Special thanks to LD for his formula correction!
Happiness is making bread!
Looks like it turned out great. The slices of your bread even look like mine. I cooked mine in a Dutch Oven which kept it from spreading out. I'm not sure if that is that big of a deal but the most important thing is the bread turned out to be something that you can eat instead of a brick.
Thanks for finding the mistake. Such a simple typo can create so much havoc in a recipe. Made the correction in my book in ink, so it is permanent. Your bread looks delicious. Will have to try it soon, as I love rye bread & I'm even getting hubby to like it too. Thanks to LD for the formula correction. Happy Baking! M
That looks like a great loaf. I did a rye the other day with 500g rye/ 500g plain and it was a bit heavier than I like. I've only just joined this site - what's the book you're using? I use the Tartine method, only because that's what I got last Christmas, and that's what's working for me right now! I'd love to be able to do a ligher, fluffier rye (not in rye content, just texture).
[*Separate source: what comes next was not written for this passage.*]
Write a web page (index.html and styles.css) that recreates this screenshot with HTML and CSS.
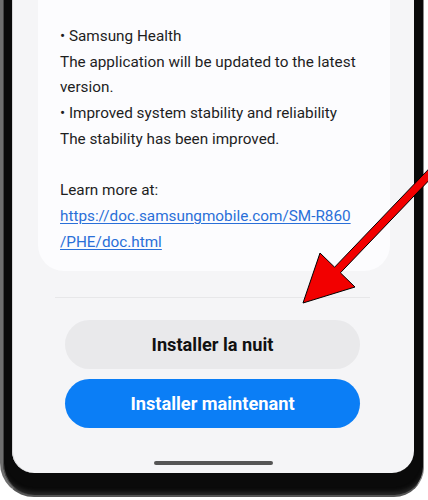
FILE: index.html
```html
<!DOCTYPE html>
<html lang="en">
<head>
<meta charset="utf-8">
<title>Software update</title>
<link rel="stylesheet" href="styles.css">
</head>
<body>
<div class="phone">
  <div class="screen">
    <div class="card">
      <p class="line">• Samsung Health</p>
      <p class="line">The application will be updated to the latest version.</p>
      <p class="line">• Improved system stability and reliability</p>
      <p class="line">The stability has been improved.</p>
      <p class="line blank">&nbsp;</p>
      <p class="line">Learn more at:</p>
      <p class="line"><a class="link" href="#">https://doc.samsungmobile.com/SM-R860<br>/PHE/doc.html</a></p>
    </div>
    <div class="divider"></div>
    <div class="actions">
      <button class="btn btn-secondary">Installer la nuit</button>
      <button class="btn btn-primary">Installer maintenant</button>
    </div>
    <div class="home-bar"></div>
  </div>
</div>
<svg class="arrow" width="428" height="500" viewBox="0 0 428 500">
  <polygon points="303,303 320,253 334.6,267.2 438.4,158.9 444.2,164.5 340.4,272.8 355,287" fill="#f20000" stroke="#000" stroke-width="1" stroke-linejoin="miter"/>
</svg>
</body>
</html>
```

FILE: styles.css
```css
html, body {
  margin: 0;
  padding: 0;
}

body {
  width: 428px;
  height: 500px;
  overflow: hidden;
  background: #ffffff;
  position: relative;
  font-family: Roboto, "Noto Sans", "Liberation Sans", sans-serif;
}

.phone {
  width: 424px;
  height: 497px;
  box-sizing: border-box;
  background: #0a0a0a;
  border-left: 3px solid #6e6e6e;
  border-right: 1px solid #8a8a8a;
  border-bottom: 2px solid #555;
  border-radius: 0 0 30px 34px;
  padding: 0 9px 22px 9px;
  box-shadow: inset 1px 0 0 #444, inset 0 -6px 4px -3px #2a2a2a;
}

.screen {
  height: 473px;
  width: 402px;
  background: #f5f5f7;
  border-radius: 0 0 22px 22px;
  display: flex;
  flex-direction: column;
  overflow: hidden;
  box-shadow: inset 1px 0 0 #d8d8da;
}

.card {
  margin: 0 24px 0 26px;
  padding: 24px 20px 16px 22px;
  background: #fcfcfe;
  border-radius: 0 0 26px 26px;
}

.line {
  margin: 0;
  font-size: 15.3px;
  line-height: 25.7px;
  color: #1e1e1e;
}

.link {
  color: #2a6fd8;
  text-decoration: underline;
  text-underline-offset: 2px;
}

.divider {
  height: 1px;
  background: #e7e7e9;
  margin: 26px 44px 0 43px;
}

.actions {
  display: flex;
  flex-direction: column;
  gap: 10px;
  margin: 22px 54px 0 53px;
}

.btn {
  height: 49px;
  border: none;
  border-radius: 25px;
  font-family: Roboto, "Noto Sans", "Liberation Sans", sans-serif;
  font-weight: 700;
  font-size: 18.2px;
  padding: 0;
}

.btn-secondary {
  background: #e9e9eb;
  color: #111111;
}

.btn-primary {
  background: #0b7ef6;
  color: #ffffff;
}

.home-bar {
  align-self: center;
  width: 119px;
  height: 4px;
  border-radius: 2px;
  background: #555555;
  margin-top: 33px;
}

.arrow {
  position: absolute;
  left: 0;
  top: 0;
  pointer-events: none;
}
```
The name of the book is "Local Breads".
I was just in the process of making an Auvergne Brick myself and thought to do an internet search.... Glad to find this!
I was just at the shaping stage, so added water, though 100g more seemed plenty to me (I guess we'll find out!).
I had heard on another site that there was a new edition coming, but the publisher knows nothing and the Bread Alone people aren't responding. I don't know where this blog is you mention, either; maybe gone by now?
I have since made this twice more, so altogether an additional 100, 150, and 125g of water, this last time with stoneground rye.
The stoneground rye ended up a little moist for my taste (it didn't do the surface cracking, so maybe there's more to that), so henceforth I am incline to stick with 100g additional and only increase it if it seems necessary.
I'm sure the type of flour, among other things, will affect results, so I don't propose this as a "universal" solution!!